А почему бы ни обсудить действия Пастуха? Когда-то он не пожелал ополчиться на суровый приказ и втихомолку спас невинного младенца. Его надежда устроить для покалеченного ребенка усыновление в царское семейство наводит на мысль о его сопричастности к рождению сына Иокасты. Надо отметить, что царица ни разу не упоминает, будто младенец был ее общим с Лаем отпрыск. Пастух сам говорит, что он не купленный извне раб, а рожден в царской семье. Иными словами, это незаконнорожденный сын Лабдака, брат Лая от наложницы. Вот какую интимность по отношении к царице позволил себе этот не совсем бесправный раб. Свидетельствует сама Иокаста:
Узнав,
Что власть тебе досталась после Лая,
К моей руке припал он и молил
Его послать на горные луга,
Чтоб только жить подальше от столицы.
Его я отпустила. Хоть и раб,
Он большей был бы милости достоин. (735-741. Перевод С. Шервинского.)
Разве это милость поселиться в горы, если этим не спасаешься, как думает Иокаста, от терзаний ревности. Нам то ясно, что кроме таких опасений, Пастух не хотел быть узнанным Эдипом как свидетеля побоища. Тогда на перекрестке он спасся бегством, забывая свою должность телохранителя. Да и вообще не безопасно быть свидетелем, как управляет государством тот, чей гнев оказался гибельным для прежнего владетеля и для почти всей свиты...

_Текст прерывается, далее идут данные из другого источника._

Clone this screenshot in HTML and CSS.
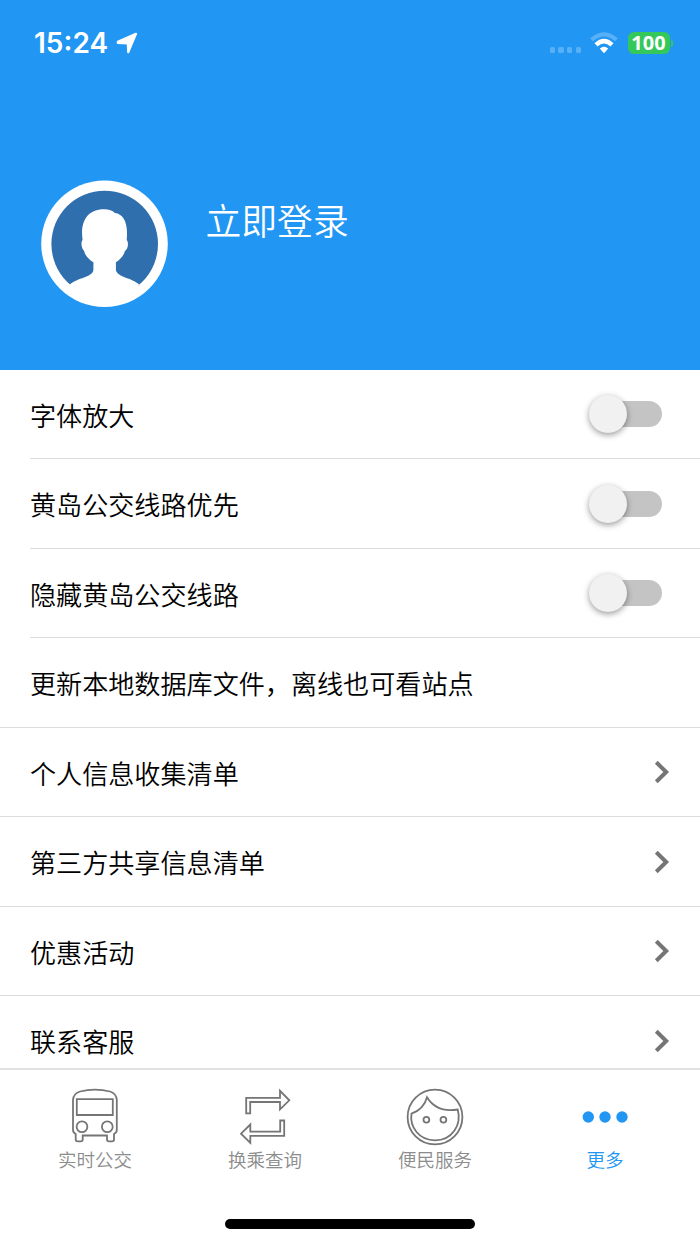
FILE: index.html
```
<!DOCTYPE html>
<html lang="zh-CN">
<head>
  <meta charset="UTF-8">
  <meta name="viewport" content="width=device-width, initial-scale=1.0">
  <title>更多</title>
  <link rel="stylesheet" href="styles.css">
</head>
<body>
<div class="app">
  <header class="header">
    <div class="status-bar">
      <div class="status-left">
        <span class="time">15:24</span>
        <svg class="location" width="22" height="22" viewBox="0 0 22 22">
          <path d="M1.8 9.8 20 1.8 12.2 20.2 11.8 11.3 1.8 10.9z" fill="#fff" stroke="#fff" stroke-width="2.2" stroke-linejoin="round"/>
        </svg>
      </div>
      <div class="status-right">
        <div class="signal"><i></i><i></i><i></i><i></i></div>
        <svg class="wifi" width="28" height="22" viewBox="0 0 28 22">
          <path d="M1.5 7.8Q14-3.2 26.5 7.8" fill="none" stroke="#fff" stroke-opacity=".25" stroke-width="4"/>
          <path d="M6 12.8Q14 5.4 22 12.8" fill="none" stroke="#fff" stroke-width="4.4"/>
          <path d="M9.8 16.6Q14 13 18.2 16.6L14.8 20.5Q14 21.3 13.2 20.5z" fill="#fff"/>
        </svg>
        <div class="battery">100</div>
        <div class="battery-tip"></div>
      </div>
    </div>
    <div class="profile">
      <svg class="avatar" width="127" height="127" viewBox="0 0 127 127">
        <circle cx="63.5" cy="63.7" r="63.3" fill="#fff"/>
        <circle cx="63.7" cy="64" r="53.3" fill="#2f6fad"/>
        <path d="M29 104.3C36 98 52 97 52.4 90V82.3C47 79 44 75 43 70.8C40.5 69 39.5 62 41.6 60C39 42 46 29.3 63 29.3C68 29.2 71 30.5 74 33C82 34 87.5 42 85.7 60C88 62 87 70 84 70.8C83 75 80 79 74.9 82.3V90C76 97 91 98 98 104.3L92 118H35z" fill="#fff"/>
      </svg>
      <div class="login">立即登录</div>
    </div>
  </header>

  <main class="list">
    <!-- Switches -->
    <div class="group">
      <div class="row"><span>字体放大</span><div class="switch"><div class="knob"></div></div></div>
      <div class="row"><span>黄岛公交线路优先</span><div class="switch"><div class="knob"></div></div></div>
      <div class="row"><span>隐藏黄岛公交线路</span><div class="switch"><div class="knob"></div></div></div>
    </div>
    <!-- Links -->
    <div class="row"><span>更新本地数据库文件，离线也可看站点</span></div>
    <div class="row">
      <span>个人信息收集清单</span>
      <svg class="chevron" width="16" height="24" viewBox="0 0 16 24"><path d="M2.3 2.3 12.2 12 2.3 21.7"/></svg>
    </div>
    <div class="row">
      <span>第三方共享信息清单</span>
      <svg class="chevron" width="16" height="24" viewBox="0 0 16 24"><path d="M2.3 2.3 12.2 12 2.3 21.7"/></svg>
    </div>
    <div class="row">
      <span>优惠活动</span>
      <svg class="chevron" width="16" height="24" viewBox="0 0 16 24"><path d="M2.3 2.3 12.2 12 2.3 21.7"/></svg>
    </div>
    <div class="row">
      <span>联系客服</span>
      <svg class="chevron" width="16" height="24" viewBox="0 0 16 24"><path d="M2.3 2.3 12.2 12 2.3 21.7"/></svg>
    </div>
  </main>

  <nav class="tabs">
    <div class="tab">
      <svg class="icon" width="60" height="60" viewBox="0 0 60 60">
        <path d="M8 14Q8 8 15 5.5Q30 1.8 45 5.5Q51.8 8 51.8 14V44Q51.8 46.5 49 48V53.5Q49 55.3 47 55.3H44Q42 55.3 42 53.5V49.5H17.7V53.5Q17.7 55.3 15.7 55.3H12.7Q10.7 55.3 10.7 53.5V48Q8 46.5 8 44z"/>
        <path d="M11.8 13.2H47.8V29H11.8z"/>
        <circle cx="17" cy="40.7" r="5.4"/>
        <circle cx="42.3" cy="40.7" r="5.4"/>
      </svg>
      <span>实时公交</span>
    </div>
    <div class="tab">
      <svg class="icon" width="60" height="60" viewBox="0 0 60 60">
        <path d="M11.2 27.3V11.8H45V4.8L54.3 14.3 45 23.3V16H15.2V27.3z"/>
        <path d="M49.2 34.5V49.8H15.3V56.8L6 47.7 15.3 38.5V45.7H45.2V34.5z"/>
      </svg>
      <span>换乘查询</span>
    </div>
    <div class="tab">
      <svg class="icon" width="60" height="60" viewBox="0 0 60 60">
        <circle cx="30" cy="31" r="27.4"/>
        <path d="M6.5 27.7C14 25 20 19 22 11.3C28 21 38 26 52.7 23.5C57 39 47 54.3 30 54.3C14 54.3 4.5 41 6.5 27.7z"/>
        <circle cx="21.4" cy="33.8" r="2.9"/>
        <circle cx="38.4" cy="33.8" r="2.9"/>
      </svg>
      <span>便民服务</span>
    </div>
    <div class="tab active">
      <svg class="icon" width="60" height="60" viewBox="0 0 60 60">
        <circle cx="13.3" cy="31" r="5.7"/>
        <circle cx="30" cy="31" r="5.7"/>
        <circle cx="47" cy="31" r="5.7"/>
      </svg>
      <span>更多</span>
    </div>
  </nav>
  <div class="home-indicator"></div>
</div>
</body>
</html>
```
FILE: styles.css
```
/* General Styles */
* {
  box-sizing: border-box;
}
body {
  margin: 0;
  background: #fff;
  color: #000;
  font-family: "Noto Sans CJK SC", sans-serif;
  font-weight: 350;
}
.app {
  display: flex;
  flex-direction: column;
  height: 1244px;
  overflow: hidden;
}
svg {
  display: block;
  flex: none;
}
/* Header */
.header {
  flex: none;
  height: 369.5px;
  background: #2196f3;
  color: #fff;
}
.status-bar {
  display: flex;
  justify-content: space-between;
  align-items: center;
  height: 86px;
  padding: 0 27px 0 34px;
  font-family: Inter, sans-serif;
}
.status-left,
.status-right {
  display: flex;
  align-items: center;
}
.time {
  font-size: 28px;
  font-weight: 600;
}
.location {
  margin-left: 8px;
}
.signal {
  display: flex;
  gap: 3.4px;
  margin: 14px 9px 0 0;
}
.signal i {
  width: 5.3px;
  height: 5.6px;
  border-radius: 1.5px;
  background: rgba(255, 255, 255, 0.25);
}
.battery {
  width: 42px;
  height: 22px;
  margin-left: 9.5px;
  border-radius: 6px;
  background: #34c759;
  font-family: "Noto Sans", sans-serif;
  font-size: 20px;
  font-weight: 700;
  line-height: 22px;
  text-align: center;
}
.battery-tip {
  width: 2px;
  height: 7px;
  margin-left: 1.5px;
  border-radius: 0 3px 3px 0;
  background: #34c759;
}
.profile {
  display: flex;
  padding: 94px 0 0 41px;
}
.login {
  margin: 13px 0 0 37.5px;
  font-size: 35.8px;
  line-height: 52px;
}
/* List */
.list {
  flex: 1;
  min-height: 0;
  overflow: hidden;
}
.group {
  padding-left: 30px;
}
.row {
  display: flex;
  justify-content: space-between;
  align-items: center;
  height: 89.5px;
  padding: 1px 30px 0;
  border-bottom: 1px solid #dcdcdc;
  font-size: 26.1px;
}
.row span {
  padding-top: 1px;
}
.group .row {
  padding: 1px 38px 0 0;
}
.switch {
  width: 72px;
  height: 26px;
  border-radius: 13px;
  background: #c4c4c4;
}
.knob {
  width: 38px;
  height: 38px;
  margin: -6px 0 0 -1px;
  border-radius: 50%;
  background: #f1f1f1;
  box-shadow: 0 2px 6px rgba(0, 0, 0, 0.4);
}
.chevron path {
  fill: none;
  stroke: #757575;
  stroke-width: 4;
}
/* Tab Bar */
.tabs {
  display: flex;
  flex: none;
  height: 151px;
  padding: 16px 10px 0;
  border-top: 2px solid #e2e2e2;
}
.tab {
  display: flex;
  flex: 1;
  flex-direction: column;
  align-items: center;
  color: #8c8c8c;
  font-size: 18.5px;
  line-height: 27px;
}
.icon {
  fill: none;
  stroke: #757575;
  stroke-width: 1.8;
}
.active {
  color: #2196f3;
}
.active .icon {
  fill: #2196f3;
  stroke: none;
}
.home-indicator {
  flex: none;
  width: 250px;
  height: 10px;
  margin: 0 auto 15px;
  border-radius: 5px;
  background: #000;
}
```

…А может, стоит остановиться поподробнее на то, как Эдип лишил себя зрения. В последний раз мы видим его зрячим, когда он устремился разыскивать жену, оказавшуюся его матерью. Посягнуть на свои глаза он решается едва в последний момент, отказавшись от задуманной расправы. По словам Домочадца, Эдип “требовал меча, искал жену” (1233), чтобы мстить той, чьей невинной жертвой все еще считался. Но, сломав засов, он видит, что Иокаста не скрывалась от его возмездия и без всякой попытки оправдаться неведением или злым роком, наложила на себе руки. Таким образом, она принимает вину за поспешное свое супружество со столь молодым Эдипом, раскаивается за то, что исповедовала принцип: “Жить следует беспечно – кто, как может...”(954)
Эдип тоже прозревает, что нельзя считать виновными всех остальных, а себя самого полностью оправдывать. Ведь он тоже покинул своих усыновителей, считая их родными матерью и отцом. Надо ли было беречь себя от преступлений против тех, кто его вырастил, а в то же время позволять себе любое другое преступление как, например, то побоище, лишившее жизни Лая и его свиту? Нужно ли было жениться на Иокасте только потому, что тем самым он получает трон в Фивах? В мгновенном прозрении Эдип понял, что Креонт и Тиресий не были в сговоре, да и кто бы решился делать дворцовый переворот ценой смертельного мора? И в силах ли кто-то по своей воле накликать беду, которая возникает с неизбежностью, когда условия жизни бесчеловечны. А этой бесчеловечности первейший “гарант” является он сам – ”спаситель и самодержец” Фив.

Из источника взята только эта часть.